Dutch researchers at the University of Amsterdam's School of Communication and Research Erasmus University Medical Centre in Rotterdam first analyzed media consumption survey data provided by the parents of 1,612 children ages 5-9. Next, they collected DNA samples and looked for correlations.
They found that a certain variation of the serotonin-transporter gene was linked with a higher rate of violent TV viewing and violent video game playing.
"Our results indicate that children's violent media use is partly influenced by genetic factors," said researcher Sanne Nikkelen. "This could mean that children with this gene variant are more likely to seek out stimulating activities, such as violent television viewing and video game playing."
The researchers acknowledged that genetics are never operating in isolation, but are simply one component of a range of biological and environmental factors that effect human behaviors -- like levels of violent media consumption.
Previous research has shown that the overall amount of media consumption is influenced by genetics. But this study is one of the first to look at specific gene variations and how they relate to certain kinds of media consumption. The research is part of a larger effort to draw connections between hereditary traits, violent media, and ADHD-related behaviors.

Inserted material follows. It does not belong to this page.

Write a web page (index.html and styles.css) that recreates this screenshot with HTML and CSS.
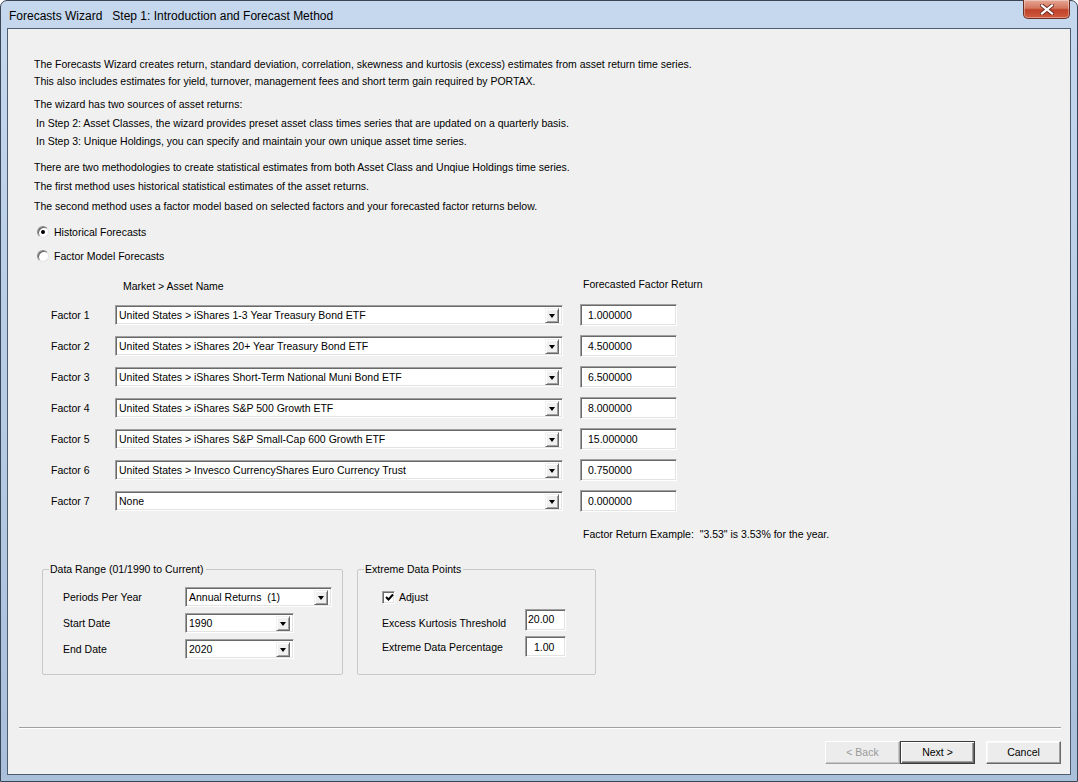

Conclusive results in this broader quest have been limited. Still, researchers were encouraged by their findings.
"It is important to study the relationship between media use and ADHD-related behaviors because children who show increased ADHD-related behaviors often face peer and academic difficulties and are at increased risk for substance abuse," explained Nikkelen. "Examining factors that may contribute to the development of these behaviors is essential."
Details of the study were recently published in the Journal of Communication.